The Linux Process Model

A look at the fundamental building blocks of the Linux kernel.
Threaded Kernel

Linux kernel threading has constantly improved. Let's look at the different versions again:

  • 2.0.x had no kernel threading.

  • 2.2.x has kernel threading added.

  • 2.3.x is very SMP-threaded.

In 2.2.x, many places are still single-threaded, but 2.2.x kernels actually scale well only on two-way SMPs. In 2.2.x, the IRQ/timer handling (for example) is completely SMP-threaded, and the IRQ load is distributed across multiple CPUs.
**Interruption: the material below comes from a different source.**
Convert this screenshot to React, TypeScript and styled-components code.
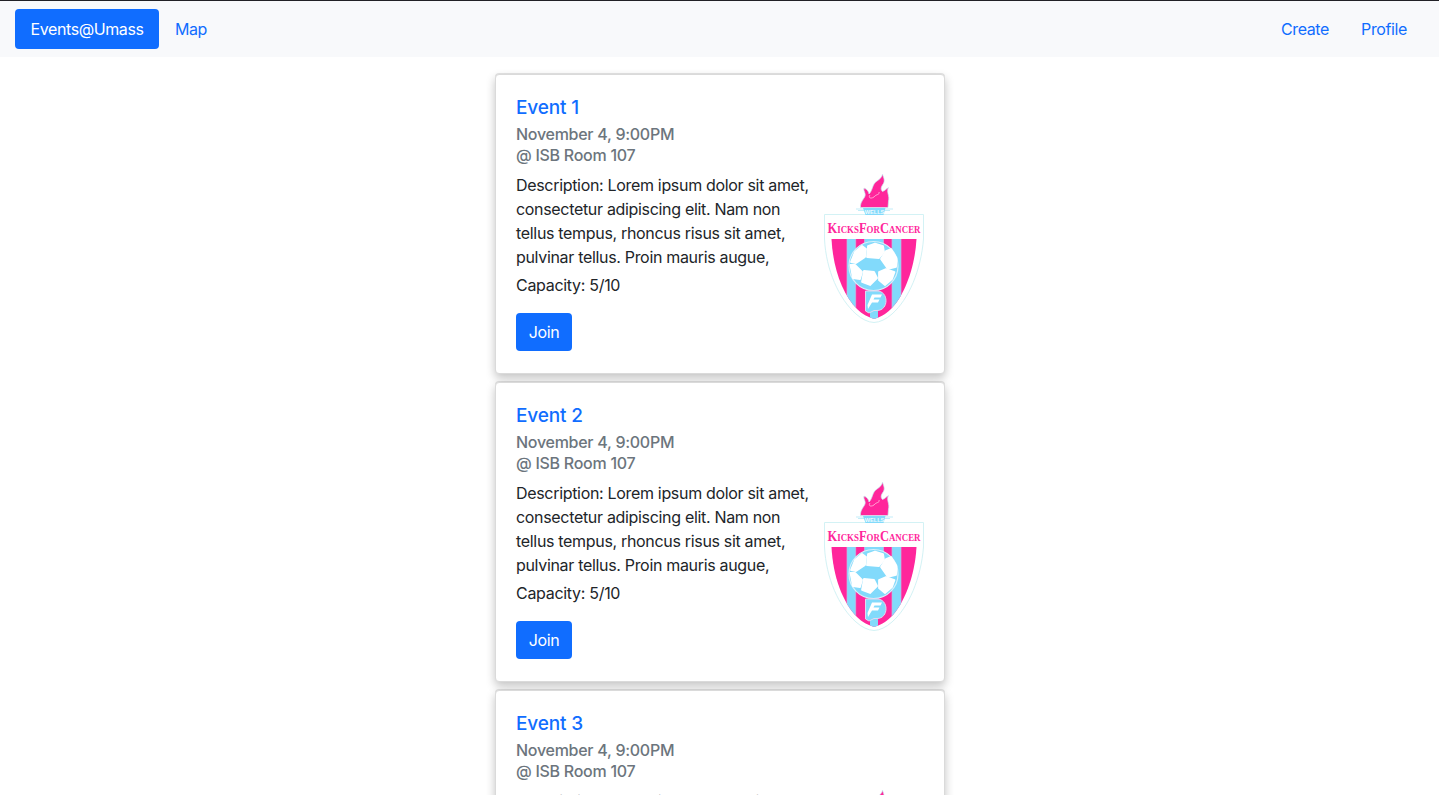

In 2.3.x, most worthwhile code sections within the kernel are being rewritten for SMP threading. For example, all of the VM (virtual memory) is SMP-threaded. The most interesting paths now have a much finer granularity and scale very well.

Performance Limitations

For the sake of system stability, a kernel has to react well in stress situations. It must, for instance, reduce priorities and resources to processes that misbehave.

How does the scheduler handle a poorly written program looping tightly and forking at each turn of the loop (thereby forking off thousands of processes in a few seconds)? Obviously, the scheduler can't limit the creation of processes time-wise, e.g., a process every 0.5 seconds or similar.

After a fork, however, the “runtime priority” of the process is divided between the parent and the child. This means the parent/child will be penalized compared to the other tasks, and the other tasks will continue to run fine up to the first recalculation of the priorities. This keeps the system from stalling during a fork flooding. The code for this is the concerned code section in linux/kernel/fork.c:

 "share" dynamic priority between parent
 * and child, thus the total amount of dynamic
 * priorities in the system doesn't change, more
 * scheduling fairness. This is only important
 * in the first time slice, in the long run the
 * scheduling behaviour is unchanged.
current->counter >>= 1;
p->counter = current->counter;

Additionally, there is a per-user limit of threads that can be set from init before spawning the first user process. It can be set with  ulimit -u in bash. You can tell it that user moshe can run a maximum ten concurrent tasks (the count includes the shell and every process run by the user).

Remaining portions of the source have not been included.